We, Freedom Committees, are against a new tax, in particular against a Tobin Tax, for several reasons. First of all, because we think that Governments, not markets, cause the economic crisis: with their programs, their nationalizations, their “stimulus plan” and their subsidizing, moving enormous quantities of money in arbitrary ways.

Then, we are against this tax because even a small tax on financial transactions might block the global chain of action markets, and inside of Europe it means a limitation of the free movement of capital. Moreover, financial market provides reliable information to all operators, and a tax on transactions would reduce this flow of information, which allows to control the companies and force them to have virtuous behaviours.

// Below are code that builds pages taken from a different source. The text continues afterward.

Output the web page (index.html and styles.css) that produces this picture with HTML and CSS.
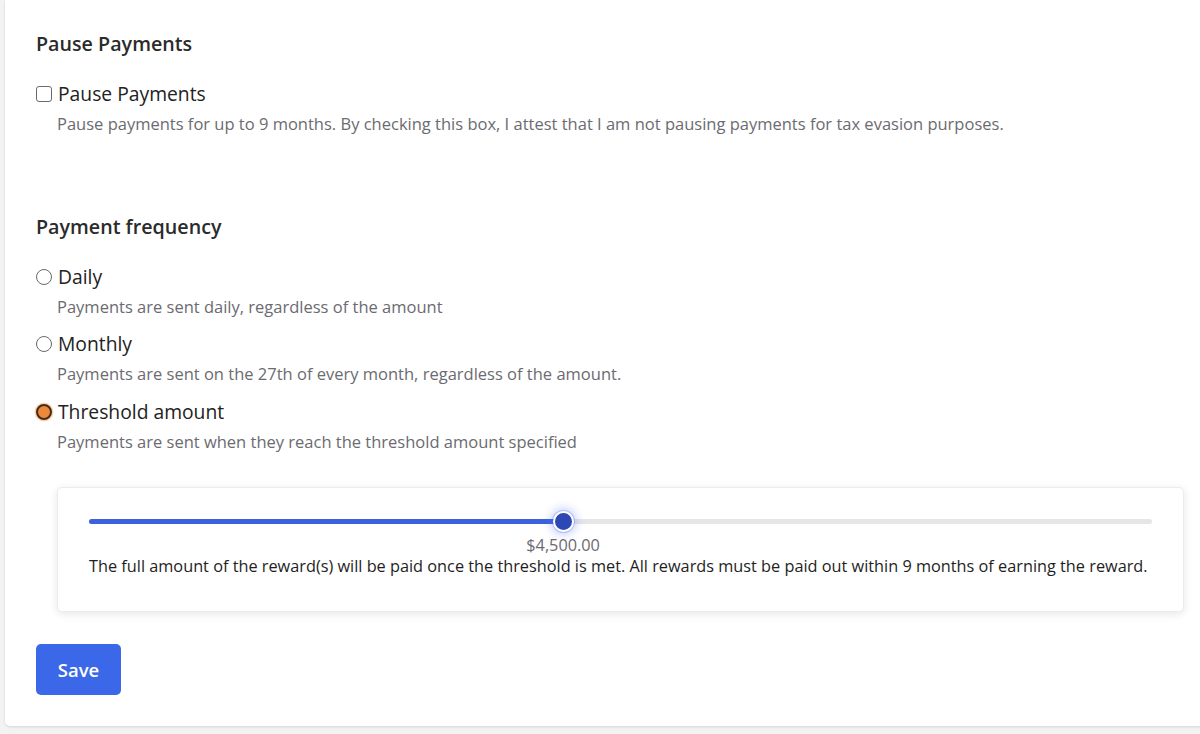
FILE: index.html
```html
<!DOCTYPE html>
<html lang="en">
<head>
<meta charset="utf-8">
<title>Payment settings</title>
<link rel="stylesheet" href="styles.css">
</head>
<body>
<div class="page">
  <div class="card">
    <section class="group">
      <h2 class="heading">Pause Payments</h2>
      <label class="option">
        <span class="box"></span>
        <span class="label">Pause Payments</span>
      </label>
      <p class="desc">Pause payments for up to 9 months. By checking this box, I attest that I am not pausing payments for tax evasion purposes.</p>
    </section>

    <section class="group freq">
      <h2 class="heading">Payment frequency</h2>
      <label class="option">
        <span class="radio"></span>
        <span class="label">Daily</span>
      </label>
      <p class="desc">Payments are sent daily, regardless of the amount</p>
      <label class="option next">
        <span class="radio"></span>
        <span class="label">Monthly</span>
      </label>
      <p class="desc">Payments are sent on the 27th of every month, regardless of the amount.</p>
      <label class="option next last">
        <span class="radio checked"></span>
        <span class="label">Threshold amount</span>
      </label>
      <p class="desc">Payments are sent when they reach the threshold amount specified</p>

      <div class="panel">
        <div class="slider">
          <div class="track">
            <div class="fill" style="width: 44.6%"></div>
            <div class="thumb" style="left: 44.6%"></div>
          </div>
          <div class="value" style="left: 44.6%">$4,500.00</div>
        </div>
        <p class="note">The full amount of the reward(s) will be paid once the threshold is met. All rewards must be paid out within 9 months of earning the reward.</p>
      </div>
    </section>

    <button class="save" type="button">Save</button>
  </div>
</div>
</body>
</html>
```

FILE: styles.css
```css
* { box-sizing: border-box; }

html, body {
  margin: 0;
  padding: 0;
  background: #f3f3f4;
  font-family: "Open Sans", "Noto Sans", sans-serif;
}

.page {
  padding: 0 0 8px 5px;
  height: 734px;
  overflow: hidden;
}

.card {
  background: #ffffff;
  height: 726px;
  width: 1210px;
  border-radius: 0 0 0 5px;
  box-shadow: 0 1px 3px rgba(0, 0, 0, 0.12);
  padding: 30px 0 0 31px;
}

.heading {
  margin: 0;
  font-size: 19.7px;
  line-height: 28px;
  font-weight: 600;
  color: #2b2b2b;
}

.freq {
  margin-top: 78px;
}

.option {
  display: flex;
  align-items: center;
  gap: 6px;
  height: 24px;
  margin-top: 24px;
}

.option.next {
  margin-top: 14px;
}

.option.last {
  margin-top: 15px;
}

.label {
  font-size: 19.3px;
  line-height: 24px;
  color: #222;
}

.box {
  width: 16px;
  height: 16px;
  border: 1.5px solid #6a6a6a;
  border-radius: 3px;
  background: #fff;
}

.radio {
  width: 16px;
  height: 16px;
  border: 1.5px solid #6a6a6a;
  border-radius: 50%;
  background: #fff;
}

.radio.checked {
  border: 2.5px solid #4a2a14;
  background: #ec8a3c;
  box-shadow: 0 0 0 1.5px rgba(236, 138, 60, 0.35);
}

.desc {
  margin: 7px 0 0 21px;
  font-size: 16.5px;
  line-height: 22px;
  color: #6b6b70;
}

.panel {
  margin: 34px 16px 0 21px;
  width: 1127px;
  height: 125px;
  background: #fff;
  border-radius: 5px;
  border: 1px solid #ececec;
  box-shadow: 0 2px 8px rgba(0, 0, 0, 0.10);
  padding: 30px 31px 0 31px;
}

.slider {
  position: relative;
  height: 36px;
}

.track {
  position: relative;
  height: 5px;
  border-radius: 3px;
  background: #e6e6e8;
  margin-top: 1px;
}

.fill {
  height: 5px;
  border-radius: 3px;
  background: #3b62dc;
}

.thumb {
  position: absolute;
  top: 50%;
  width: 21px;
  height: 21px;
  margin: -10.5px 0 0 -10.5px;
  border-radius: 50%;
  background: #2b48b4;
  border: 2.5px solid #fff;
  box-shadow: 0 0 0 1px rgba(60, 90, 230, 0.25), 0 0 8px 3px rgba(80, 110, 240, 0.30);
}

.value {
  position: absolute;
  top: 15px;
  transform: translateX(-50%);
  font-size: 16.3px;
  line-height: 22px;
  color: #6b6b70;
  white-space: nowrap;
}

.note {
  margin: 0;
  font-size: 16.3px;
  line-height: 22px;
  color: #1e1e1e;
  white-space: nowrap;
}

.save {
  display: block;
  margin-top: 32px;
  width: 85px;
  height: 51px;
  border: none;
  border-radius: 5px;
  background: #3b68e8;
  color: #fff;
  font-family: inherit;
  font-size: 18.5px;
  font-weight: 600;
  cursor: pointer;
}
```
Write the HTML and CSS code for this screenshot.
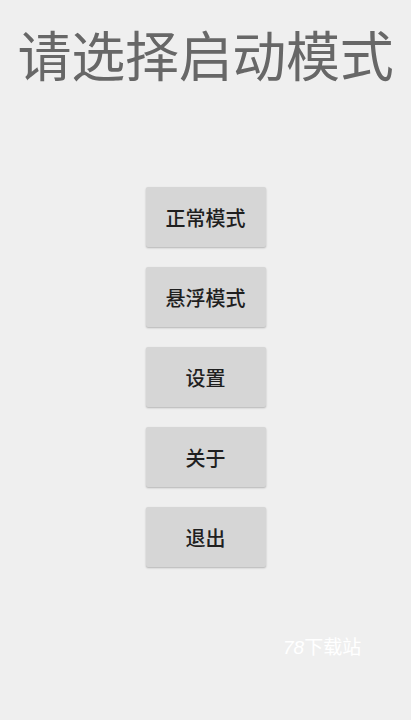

Finally, we are against an European tax (against an European Tobin Tax or any kind of tax) because it doesn’t make us feel more European citizens. Even if we want a federal Europe, we don’t need federal taxes. A common identity cannot be built with European taxes or with European public debts: on the contrary, we can build it by guaranteeing peace and liberty to citizens. Peace is assured between the member States of the European Union. But the liberties, most of all the economic liberties, are continuously threatened by individual States and by the Union itself.